### What to work on
Work out the number of lines in the records that include the word "screenshot"; reply with that number alone.

╔══

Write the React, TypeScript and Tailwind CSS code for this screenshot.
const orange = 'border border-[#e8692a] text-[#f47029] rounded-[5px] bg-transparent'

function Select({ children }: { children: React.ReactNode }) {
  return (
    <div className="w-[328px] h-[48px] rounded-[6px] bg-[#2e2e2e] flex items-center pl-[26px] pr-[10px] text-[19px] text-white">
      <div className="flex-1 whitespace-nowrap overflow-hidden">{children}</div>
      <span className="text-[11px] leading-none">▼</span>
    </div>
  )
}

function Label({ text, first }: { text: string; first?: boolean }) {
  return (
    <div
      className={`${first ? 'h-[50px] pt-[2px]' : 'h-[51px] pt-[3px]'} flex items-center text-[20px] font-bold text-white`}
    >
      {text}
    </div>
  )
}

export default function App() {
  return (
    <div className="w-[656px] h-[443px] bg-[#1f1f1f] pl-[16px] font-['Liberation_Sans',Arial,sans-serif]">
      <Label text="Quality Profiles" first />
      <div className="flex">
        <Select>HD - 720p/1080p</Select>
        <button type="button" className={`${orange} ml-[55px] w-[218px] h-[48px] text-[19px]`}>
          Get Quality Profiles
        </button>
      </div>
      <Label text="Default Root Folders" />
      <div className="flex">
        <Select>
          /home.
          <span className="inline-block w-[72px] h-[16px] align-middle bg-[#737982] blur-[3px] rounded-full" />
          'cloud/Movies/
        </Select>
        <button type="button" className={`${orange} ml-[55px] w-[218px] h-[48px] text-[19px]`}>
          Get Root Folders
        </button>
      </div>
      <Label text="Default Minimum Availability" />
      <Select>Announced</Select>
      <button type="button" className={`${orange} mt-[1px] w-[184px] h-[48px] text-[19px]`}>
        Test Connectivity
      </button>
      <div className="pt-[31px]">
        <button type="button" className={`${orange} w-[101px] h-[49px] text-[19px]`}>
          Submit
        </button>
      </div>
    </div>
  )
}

╚══
╔══

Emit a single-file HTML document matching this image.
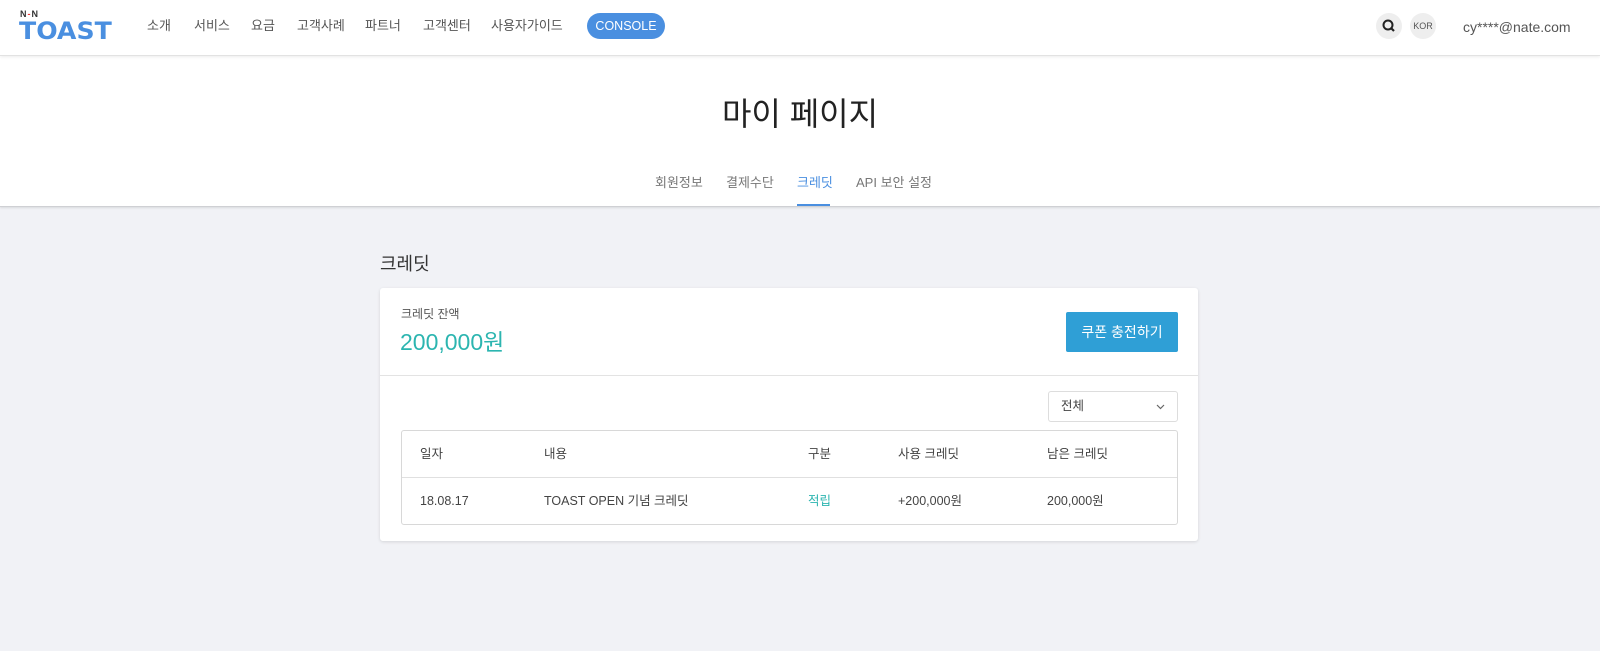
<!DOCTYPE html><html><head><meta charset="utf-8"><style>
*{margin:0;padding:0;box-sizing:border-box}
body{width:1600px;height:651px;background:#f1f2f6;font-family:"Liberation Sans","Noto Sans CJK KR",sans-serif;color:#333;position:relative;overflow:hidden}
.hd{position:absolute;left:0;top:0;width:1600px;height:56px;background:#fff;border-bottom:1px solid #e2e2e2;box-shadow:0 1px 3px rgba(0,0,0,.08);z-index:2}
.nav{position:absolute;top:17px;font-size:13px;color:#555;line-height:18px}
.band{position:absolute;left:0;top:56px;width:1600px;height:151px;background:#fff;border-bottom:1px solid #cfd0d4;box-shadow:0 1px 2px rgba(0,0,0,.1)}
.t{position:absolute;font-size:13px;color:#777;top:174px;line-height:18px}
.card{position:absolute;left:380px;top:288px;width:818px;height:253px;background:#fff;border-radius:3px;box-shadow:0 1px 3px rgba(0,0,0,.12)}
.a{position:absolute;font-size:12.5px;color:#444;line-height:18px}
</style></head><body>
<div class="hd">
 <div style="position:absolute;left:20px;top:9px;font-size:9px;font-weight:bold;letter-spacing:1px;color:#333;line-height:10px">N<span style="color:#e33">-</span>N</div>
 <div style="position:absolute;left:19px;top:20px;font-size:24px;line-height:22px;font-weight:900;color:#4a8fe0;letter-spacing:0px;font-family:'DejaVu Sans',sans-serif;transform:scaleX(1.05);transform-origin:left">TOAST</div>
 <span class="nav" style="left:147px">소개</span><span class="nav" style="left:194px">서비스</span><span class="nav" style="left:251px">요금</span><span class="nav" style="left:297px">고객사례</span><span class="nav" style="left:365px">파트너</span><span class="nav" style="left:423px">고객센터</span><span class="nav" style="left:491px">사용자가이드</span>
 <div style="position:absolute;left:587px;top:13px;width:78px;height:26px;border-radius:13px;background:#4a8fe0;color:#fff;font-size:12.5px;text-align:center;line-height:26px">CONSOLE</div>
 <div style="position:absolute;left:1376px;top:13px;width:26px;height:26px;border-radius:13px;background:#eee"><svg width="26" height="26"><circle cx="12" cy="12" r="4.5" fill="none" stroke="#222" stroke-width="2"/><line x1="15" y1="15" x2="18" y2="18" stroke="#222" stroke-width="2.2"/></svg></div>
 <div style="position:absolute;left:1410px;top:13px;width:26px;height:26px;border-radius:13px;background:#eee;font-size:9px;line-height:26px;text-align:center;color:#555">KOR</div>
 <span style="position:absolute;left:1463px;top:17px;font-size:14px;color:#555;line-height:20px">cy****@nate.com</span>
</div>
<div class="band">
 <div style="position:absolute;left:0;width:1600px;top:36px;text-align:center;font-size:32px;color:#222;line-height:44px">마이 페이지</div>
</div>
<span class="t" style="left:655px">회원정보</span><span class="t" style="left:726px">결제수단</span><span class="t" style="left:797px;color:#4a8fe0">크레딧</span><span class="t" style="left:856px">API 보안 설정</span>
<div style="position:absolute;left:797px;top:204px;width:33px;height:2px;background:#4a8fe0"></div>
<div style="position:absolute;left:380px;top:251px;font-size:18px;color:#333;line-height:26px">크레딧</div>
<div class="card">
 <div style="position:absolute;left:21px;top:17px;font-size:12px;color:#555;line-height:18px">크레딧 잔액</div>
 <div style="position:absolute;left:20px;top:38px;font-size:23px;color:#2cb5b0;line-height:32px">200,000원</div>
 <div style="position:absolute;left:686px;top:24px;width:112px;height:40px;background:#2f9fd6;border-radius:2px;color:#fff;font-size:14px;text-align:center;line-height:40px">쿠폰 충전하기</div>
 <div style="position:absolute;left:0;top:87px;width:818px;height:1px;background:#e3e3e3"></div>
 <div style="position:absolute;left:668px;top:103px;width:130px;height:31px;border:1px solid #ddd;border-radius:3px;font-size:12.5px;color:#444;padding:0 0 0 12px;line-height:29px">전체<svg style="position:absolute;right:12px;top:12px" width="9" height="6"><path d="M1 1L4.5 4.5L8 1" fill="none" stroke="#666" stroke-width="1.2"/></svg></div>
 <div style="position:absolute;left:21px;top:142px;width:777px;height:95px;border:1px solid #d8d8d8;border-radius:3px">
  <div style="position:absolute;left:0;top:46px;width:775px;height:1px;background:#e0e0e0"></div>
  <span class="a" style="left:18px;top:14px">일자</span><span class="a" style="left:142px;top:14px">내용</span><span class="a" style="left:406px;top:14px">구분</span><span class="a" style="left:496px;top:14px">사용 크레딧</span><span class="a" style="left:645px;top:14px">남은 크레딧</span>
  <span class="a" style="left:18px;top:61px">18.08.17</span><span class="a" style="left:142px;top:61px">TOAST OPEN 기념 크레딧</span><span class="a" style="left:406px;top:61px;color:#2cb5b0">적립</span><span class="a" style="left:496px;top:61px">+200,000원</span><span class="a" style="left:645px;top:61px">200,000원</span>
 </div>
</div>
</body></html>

╚══
╔══

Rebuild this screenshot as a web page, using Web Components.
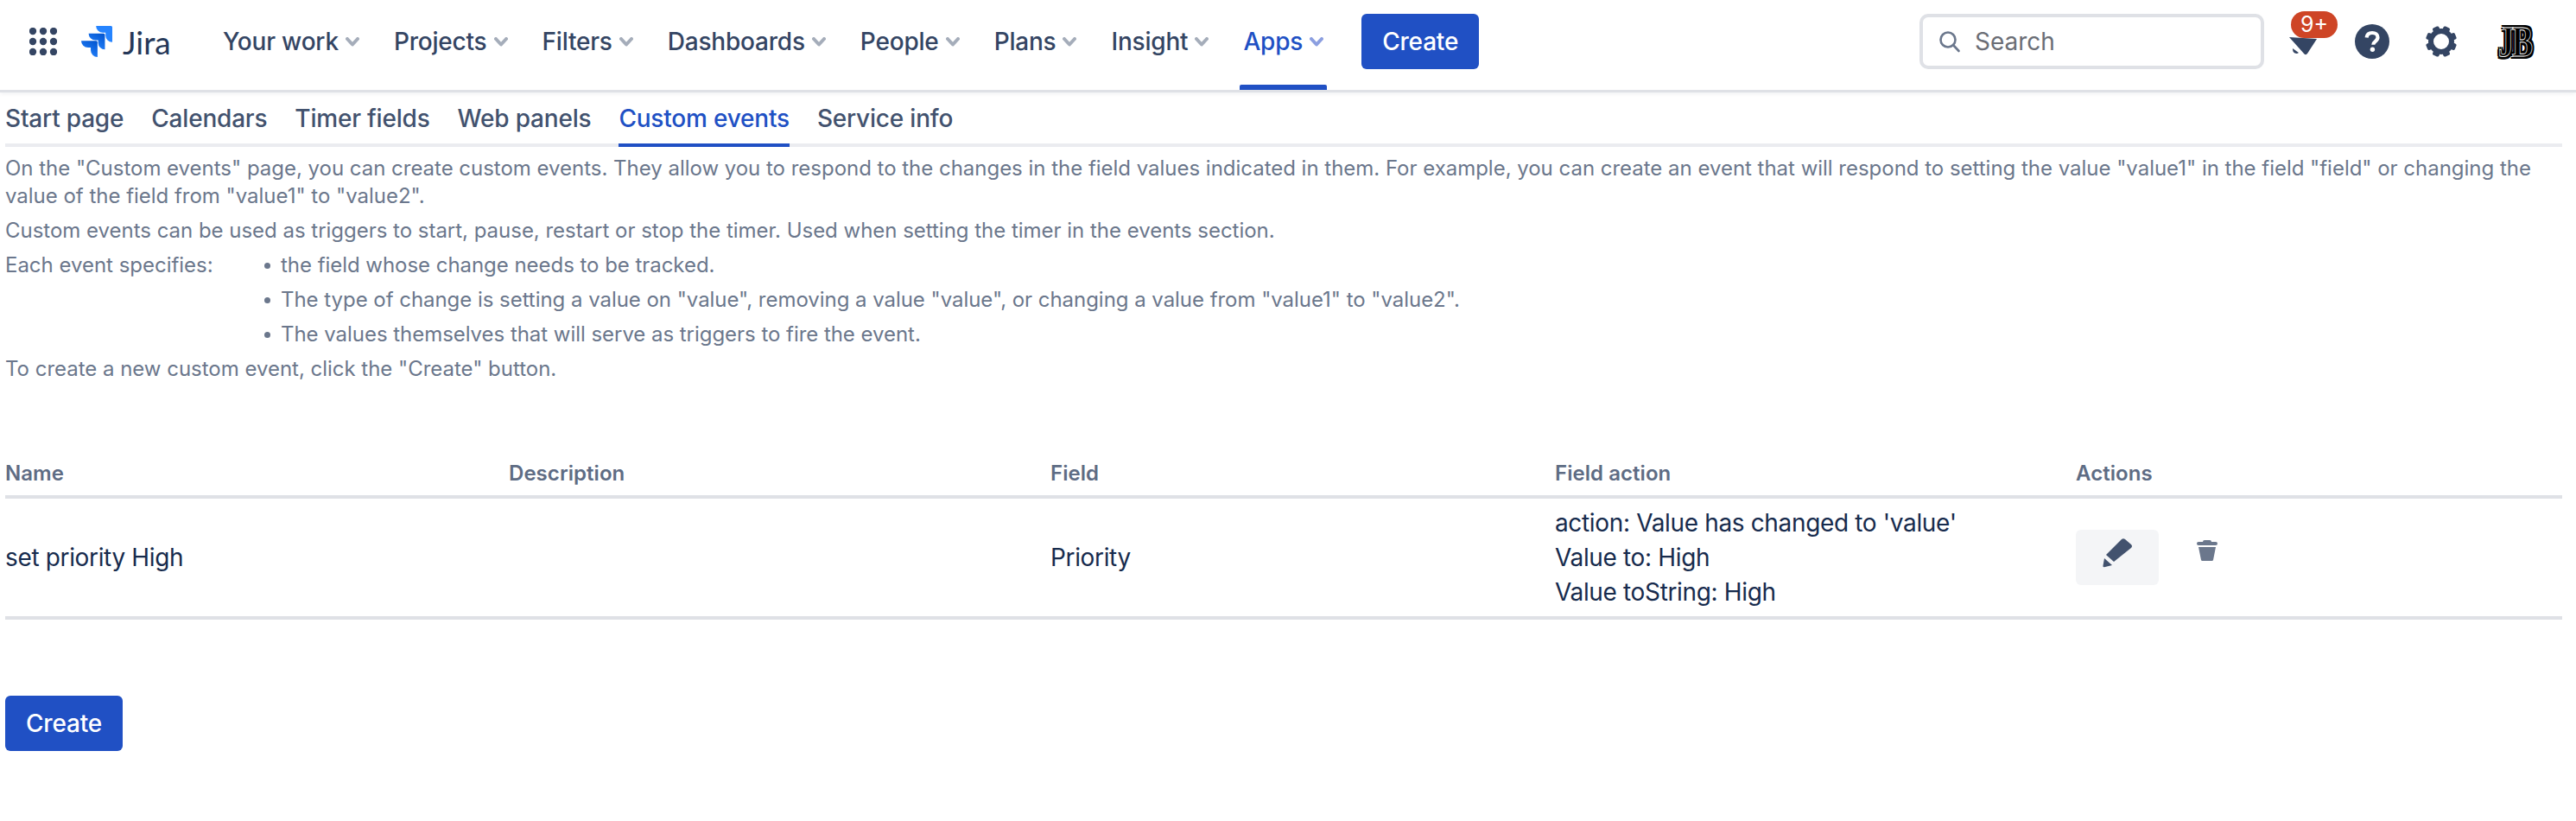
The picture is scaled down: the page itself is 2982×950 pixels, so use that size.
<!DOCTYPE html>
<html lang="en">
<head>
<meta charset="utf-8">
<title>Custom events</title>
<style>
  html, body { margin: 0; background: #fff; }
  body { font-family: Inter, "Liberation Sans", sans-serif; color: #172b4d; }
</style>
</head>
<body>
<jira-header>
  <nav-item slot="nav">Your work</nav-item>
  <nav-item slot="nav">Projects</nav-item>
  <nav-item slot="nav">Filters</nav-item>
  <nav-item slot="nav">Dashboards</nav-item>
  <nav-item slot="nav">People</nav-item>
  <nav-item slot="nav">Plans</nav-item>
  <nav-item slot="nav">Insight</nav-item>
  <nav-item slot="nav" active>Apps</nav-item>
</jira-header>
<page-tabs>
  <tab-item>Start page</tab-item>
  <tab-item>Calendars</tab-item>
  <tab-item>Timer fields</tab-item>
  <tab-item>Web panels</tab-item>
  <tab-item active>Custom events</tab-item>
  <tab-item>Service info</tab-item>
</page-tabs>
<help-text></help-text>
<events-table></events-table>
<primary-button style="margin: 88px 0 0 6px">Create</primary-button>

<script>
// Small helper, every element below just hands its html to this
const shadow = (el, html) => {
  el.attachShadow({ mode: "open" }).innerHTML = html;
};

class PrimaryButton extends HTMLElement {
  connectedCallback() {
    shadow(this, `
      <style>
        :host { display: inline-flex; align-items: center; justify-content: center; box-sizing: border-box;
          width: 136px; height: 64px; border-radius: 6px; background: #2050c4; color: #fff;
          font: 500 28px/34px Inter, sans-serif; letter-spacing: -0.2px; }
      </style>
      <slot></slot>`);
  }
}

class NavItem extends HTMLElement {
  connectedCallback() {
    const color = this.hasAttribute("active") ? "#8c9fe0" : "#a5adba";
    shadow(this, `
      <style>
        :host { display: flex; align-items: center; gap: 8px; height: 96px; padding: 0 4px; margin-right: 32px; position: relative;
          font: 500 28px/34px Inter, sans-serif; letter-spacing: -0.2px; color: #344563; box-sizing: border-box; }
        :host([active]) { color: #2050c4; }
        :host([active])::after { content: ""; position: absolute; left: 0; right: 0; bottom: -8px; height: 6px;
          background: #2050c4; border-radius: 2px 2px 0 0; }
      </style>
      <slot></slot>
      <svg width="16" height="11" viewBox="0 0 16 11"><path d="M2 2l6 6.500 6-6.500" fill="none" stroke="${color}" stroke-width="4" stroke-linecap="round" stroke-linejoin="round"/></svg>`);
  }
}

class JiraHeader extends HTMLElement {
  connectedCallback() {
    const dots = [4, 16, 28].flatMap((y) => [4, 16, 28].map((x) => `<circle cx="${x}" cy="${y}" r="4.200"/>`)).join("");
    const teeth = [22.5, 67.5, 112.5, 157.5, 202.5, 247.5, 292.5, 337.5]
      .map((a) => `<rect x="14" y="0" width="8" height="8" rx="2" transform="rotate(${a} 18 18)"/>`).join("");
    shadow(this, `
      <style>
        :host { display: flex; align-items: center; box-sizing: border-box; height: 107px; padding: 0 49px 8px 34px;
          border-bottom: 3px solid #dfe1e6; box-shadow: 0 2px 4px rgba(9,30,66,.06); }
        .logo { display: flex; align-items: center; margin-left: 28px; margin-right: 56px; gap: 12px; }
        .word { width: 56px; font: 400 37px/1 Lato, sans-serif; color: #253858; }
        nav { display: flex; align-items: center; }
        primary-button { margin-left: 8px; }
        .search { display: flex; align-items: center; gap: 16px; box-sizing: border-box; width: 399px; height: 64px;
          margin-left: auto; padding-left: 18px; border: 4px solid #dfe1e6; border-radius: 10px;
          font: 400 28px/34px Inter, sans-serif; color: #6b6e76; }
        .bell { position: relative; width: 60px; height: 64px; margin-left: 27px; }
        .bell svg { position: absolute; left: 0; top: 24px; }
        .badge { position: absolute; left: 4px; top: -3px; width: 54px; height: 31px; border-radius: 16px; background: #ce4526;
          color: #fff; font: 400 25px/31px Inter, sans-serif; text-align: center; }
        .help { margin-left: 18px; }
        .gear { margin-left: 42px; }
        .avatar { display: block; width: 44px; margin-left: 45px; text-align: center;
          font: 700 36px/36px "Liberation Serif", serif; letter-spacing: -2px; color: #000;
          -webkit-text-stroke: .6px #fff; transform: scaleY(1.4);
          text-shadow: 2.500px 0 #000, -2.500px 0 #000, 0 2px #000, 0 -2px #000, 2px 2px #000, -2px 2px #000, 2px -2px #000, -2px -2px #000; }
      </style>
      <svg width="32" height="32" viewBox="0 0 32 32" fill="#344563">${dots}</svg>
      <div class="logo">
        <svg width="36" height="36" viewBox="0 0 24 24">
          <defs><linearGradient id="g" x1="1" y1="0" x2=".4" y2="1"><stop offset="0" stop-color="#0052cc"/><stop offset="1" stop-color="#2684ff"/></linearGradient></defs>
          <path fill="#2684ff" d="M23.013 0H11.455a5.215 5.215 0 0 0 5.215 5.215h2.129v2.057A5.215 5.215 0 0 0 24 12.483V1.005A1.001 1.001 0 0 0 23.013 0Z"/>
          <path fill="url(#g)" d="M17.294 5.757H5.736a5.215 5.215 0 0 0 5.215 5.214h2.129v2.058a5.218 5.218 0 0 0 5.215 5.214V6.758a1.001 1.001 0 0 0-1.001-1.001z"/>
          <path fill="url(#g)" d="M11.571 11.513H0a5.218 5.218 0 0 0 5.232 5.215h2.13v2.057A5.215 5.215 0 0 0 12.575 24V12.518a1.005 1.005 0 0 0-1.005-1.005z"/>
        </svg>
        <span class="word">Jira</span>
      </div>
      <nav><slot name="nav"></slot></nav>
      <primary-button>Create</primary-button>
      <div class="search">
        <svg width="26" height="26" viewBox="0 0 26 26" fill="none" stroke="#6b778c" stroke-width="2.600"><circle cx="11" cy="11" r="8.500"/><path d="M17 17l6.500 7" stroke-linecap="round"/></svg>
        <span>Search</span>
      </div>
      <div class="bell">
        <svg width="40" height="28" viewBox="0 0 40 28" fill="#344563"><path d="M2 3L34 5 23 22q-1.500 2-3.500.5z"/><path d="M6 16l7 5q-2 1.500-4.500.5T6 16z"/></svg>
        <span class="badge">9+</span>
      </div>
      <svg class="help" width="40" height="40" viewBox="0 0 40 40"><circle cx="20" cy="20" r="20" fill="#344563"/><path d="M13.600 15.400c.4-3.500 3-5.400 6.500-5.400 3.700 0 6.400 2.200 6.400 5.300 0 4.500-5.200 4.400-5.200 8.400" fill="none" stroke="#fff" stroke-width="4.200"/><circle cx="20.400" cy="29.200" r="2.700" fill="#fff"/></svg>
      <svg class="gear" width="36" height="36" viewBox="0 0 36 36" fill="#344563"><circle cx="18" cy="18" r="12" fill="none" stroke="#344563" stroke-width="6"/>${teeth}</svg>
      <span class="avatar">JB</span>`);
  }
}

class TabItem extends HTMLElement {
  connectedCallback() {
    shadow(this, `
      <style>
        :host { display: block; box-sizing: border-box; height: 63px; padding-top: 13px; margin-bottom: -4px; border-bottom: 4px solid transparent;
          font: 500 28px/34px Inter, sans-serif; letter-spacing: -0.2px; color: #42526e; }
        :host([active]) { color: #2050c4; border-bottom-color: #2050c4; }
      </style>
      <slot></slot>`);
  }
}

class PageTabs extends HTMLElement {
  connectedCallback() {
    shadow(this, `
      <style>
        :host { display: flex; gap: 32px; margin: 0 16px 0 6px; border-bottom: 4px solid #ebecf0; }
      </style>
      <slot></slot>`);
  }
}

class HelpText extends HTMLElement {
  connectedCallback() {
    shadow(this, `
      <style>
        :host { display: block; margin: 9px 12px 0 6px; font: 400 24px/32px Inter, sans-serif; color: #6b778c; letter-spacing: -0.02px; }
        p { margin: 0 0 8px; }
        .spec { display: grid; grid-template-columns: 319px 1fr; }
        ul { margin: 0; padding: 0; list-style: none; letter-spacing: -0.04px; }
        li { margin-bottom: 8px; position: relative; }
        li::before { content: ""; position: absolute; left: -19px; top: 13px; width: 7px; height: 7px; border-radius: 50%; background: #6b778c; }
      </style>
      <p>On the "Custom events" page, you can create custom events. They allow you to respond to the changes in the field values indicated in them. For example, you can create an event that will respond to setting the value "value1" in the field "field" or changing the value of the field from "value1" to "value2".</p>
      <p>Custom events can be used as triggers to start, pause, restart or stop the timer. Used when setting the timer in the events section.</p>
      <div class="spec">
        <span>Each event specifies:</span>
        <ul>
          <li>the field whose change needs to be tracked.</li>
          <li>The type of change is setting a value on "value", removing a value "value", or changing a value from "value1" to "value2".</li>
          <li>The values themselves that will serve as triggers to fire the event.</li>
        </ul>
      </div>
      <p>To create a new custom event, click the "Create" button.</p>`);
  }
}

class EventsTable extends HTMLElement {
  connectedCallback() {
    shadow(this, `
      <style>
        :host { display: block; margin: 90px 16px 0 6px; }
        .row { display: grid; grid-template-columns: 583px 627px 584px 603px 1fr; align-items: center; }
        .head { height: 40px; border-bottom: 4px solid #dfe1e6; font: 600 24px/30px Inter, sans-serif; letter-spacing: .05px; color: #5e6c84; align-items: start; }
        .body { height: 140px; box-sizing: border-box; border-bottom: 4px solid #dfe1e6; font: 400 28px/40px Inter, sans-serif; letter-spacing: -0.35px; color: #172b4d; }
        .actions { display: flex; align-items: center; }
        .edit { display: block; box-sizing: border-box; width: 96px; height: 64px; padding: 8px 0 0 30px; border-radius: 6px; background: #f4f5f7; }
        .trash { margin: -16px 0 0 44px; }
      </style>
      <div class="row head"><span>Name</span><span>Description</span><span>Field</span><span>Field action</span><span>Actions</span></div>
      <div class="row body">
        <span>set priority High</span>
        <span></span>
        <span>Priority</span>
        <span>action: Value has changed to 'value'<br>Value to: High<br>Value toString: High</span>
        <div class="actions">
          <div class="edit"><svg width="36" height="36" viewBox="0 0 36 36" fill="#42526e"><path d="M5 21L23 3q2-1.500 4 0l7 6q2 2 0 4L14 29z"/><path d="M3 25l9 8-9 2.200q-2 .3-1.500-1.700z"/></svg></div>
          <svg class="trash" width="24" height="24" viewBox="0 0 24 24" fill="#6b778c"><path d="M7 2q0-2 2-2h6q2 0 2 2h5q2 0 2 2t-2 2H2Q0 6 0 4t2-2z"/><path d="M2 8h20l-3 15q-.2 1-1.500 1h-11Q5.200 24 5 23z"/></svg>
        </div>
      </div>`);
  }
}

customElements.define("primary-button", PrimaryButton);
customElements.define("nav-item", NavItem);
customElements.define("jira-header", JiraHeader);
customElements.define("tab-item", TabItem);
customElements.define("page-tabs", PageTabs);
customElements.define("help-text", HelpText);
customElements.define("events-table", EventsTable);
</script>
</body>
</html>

╚══

### Result
2